Fronton AOC (/fr/) is an Appellation d'Origine Contrôlée (AOC) for wine in South West France in the département of Haute-Garonne and Tarn-et-Garonne, located about 35 km north of Toulouse.

==History==
Fronton is an old wine production region with the first vines planted by the Romans on the land overlooking the valley of Tarn.

==Wines==
- Most of the Fronton area wines (about 85%) are red wines made primarily of the Fronton's exclusive grape variety Négrette (minimum 50% in the blend). The Négrette (sometimes known as Pinot St. George when grown in the United States) gives the wine fruity and delicate features, providing a powerful red wine, dark and tannic, with aromas of violet and licorice.
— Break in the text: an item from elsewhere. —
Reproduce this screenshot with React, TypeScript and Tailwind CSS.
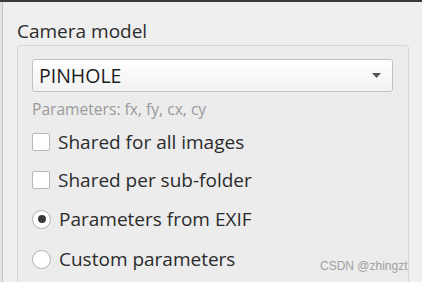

Reds reach their fullness between 4–7 years. Other grape varieties include Syrah, Côt, Cabernet Franc, Cabernet Sauvignon, Fer Servadou, Gamay, Cinsaut and Mauzac.
- Rosé wines (around 15% of production) are characterized by low acidity, and especially when négrette is present these wines are drunk young.

==Production==
200 cooperative winery members and 60 wineries produce in total about 100,000 hectoliters yearly. The vineyards cover 2,300 hectares spread over 20 municipalities, including:

Haute-Garonne :
Bouloc, Castelnau-d'Estrétefonds, Fronton, Saint-Rustice, Vacquiers, Villaudric, Villematier, Villemur-sur-Tarn et Villeneuve-lès-Bouloc

Tarn-et-Garonne :
Bessens, Campsas, Canals, Dieupentale, Fabas, Grisolles, Labastide-Saint-Pierre, Montbartier, Nohic, Orgueil et Pompignan

==Wineries==
Wineries include Domaine Roumagnac, Château Cransac, Château Joliet, Domaine Saint Guilhem, Domaine le Roc, Château Saint Louis.